Brent has dropped 21 percent since April 14, when the first international talks with Iran on its nuclear program in 15 months were held in Istanbul. Chinese, French, German, Russian, British and U.S. delegates met with their Iranian counterparts yesterday for a third round of discussions over two days at a hotel near Russia’s Foreign Ministry.
‘Intense’ Talks
Obama said he and Russian President Vladimir Putin agreed at the Group of 20 summit in Mexico that “there’s still time and space” for a diplomatic resolution to tensions over Iran’s “potential development” of nuclear weapons.

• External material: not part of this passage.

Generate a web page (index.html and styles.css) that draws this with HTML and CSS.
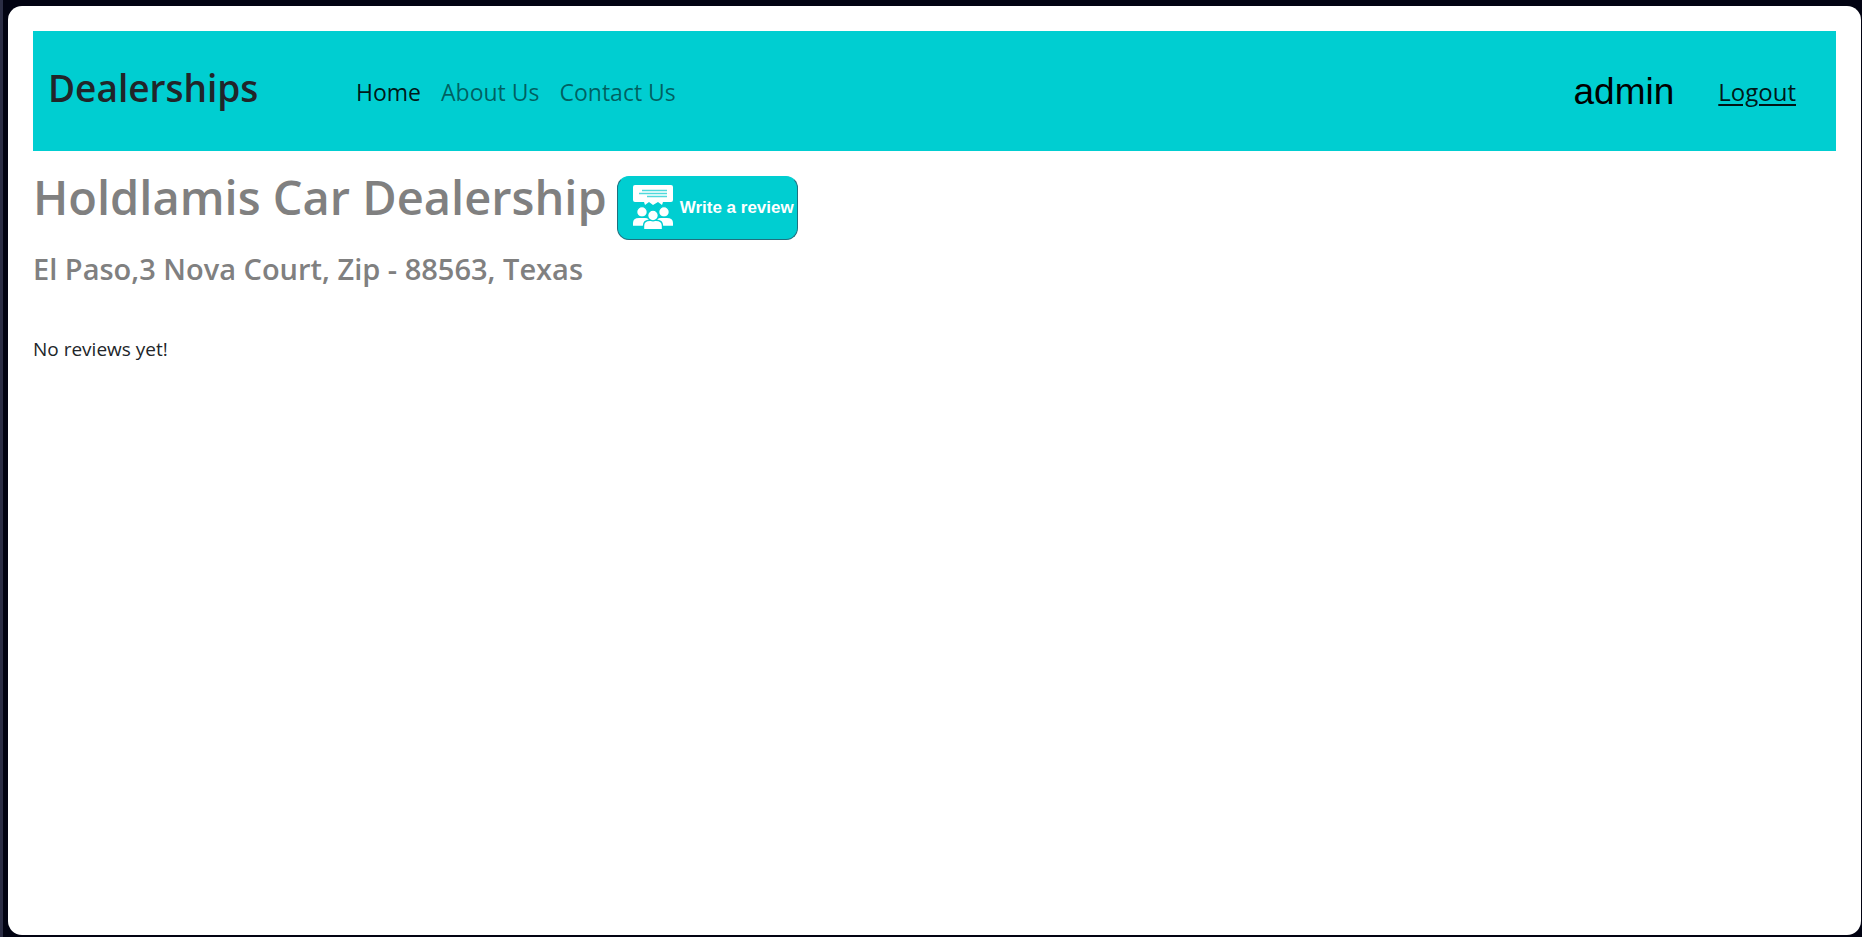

The five hours of meetings in Moscow were “constructive and serious,” Ali Bagheri, Iran’s deputy negotiator, told reporters. The talks were “very intense” and more substantive than those in Baghdad last month, according to Michael Mann, a foreign-policy spokesman for the European Union.
The so-called P5+1 group wants Iran to suspend production of uranium enriched to 20 percent, while the Islamic republic is pressing for relief from sanctions set to tighten when an EU oil embargo kicks in on July 1. European insurers and shipping companies carrying Iranian crude to other parts of the world will be affected and shouldn’t expect relief, Mann said in the Russian capital.
U.S. Stockpiles
U.S. crude supplies probably dropped 1.3 million barrels last week, according to the median estimate of seven analysts in a Bloomberg News survey before a report from the Energy Department tomorrow. Gasoline and distillate stockpiles each rose 1 million barrels, the survey shows.
The American Petroleum Institute will release separate inventory data today. The API collects stockpile information on a voluntary basis from operators of refineries, bulk terminals and pipelines. The government requires that reports be filed with the Energy Department for its weekly survey.
Enbridge Inc. (ENB) said it expects to boost capacity on its Seaway pipeline to 400,000 barrels a day by the end of this year. The line is already transporting its current capacity of 150,000 barrels a day from Cushing, Oklahoma, to the U.S. Gulf Coast, Enbridge President Al Monaco said yesterday in Toronto. Enterprise Products Partners LP (EPD), which owns the pipeline along with Enbridge, previously said the line’s capacity would be increased by the first quarter of 2013.
Federal Reserve officials begin a two-day meeting today to consider measures to stimulate the world’s biggest economy. The dollar slid against the euro amid prospects that policy makers will consider further stimulus to sustain the U.S. economy.
“Stimulus announcements could possibly be a bullish factor for commodities but I don’t think the Fed will do that at this time,” Hasegawa said. “They will keep things unchanged.”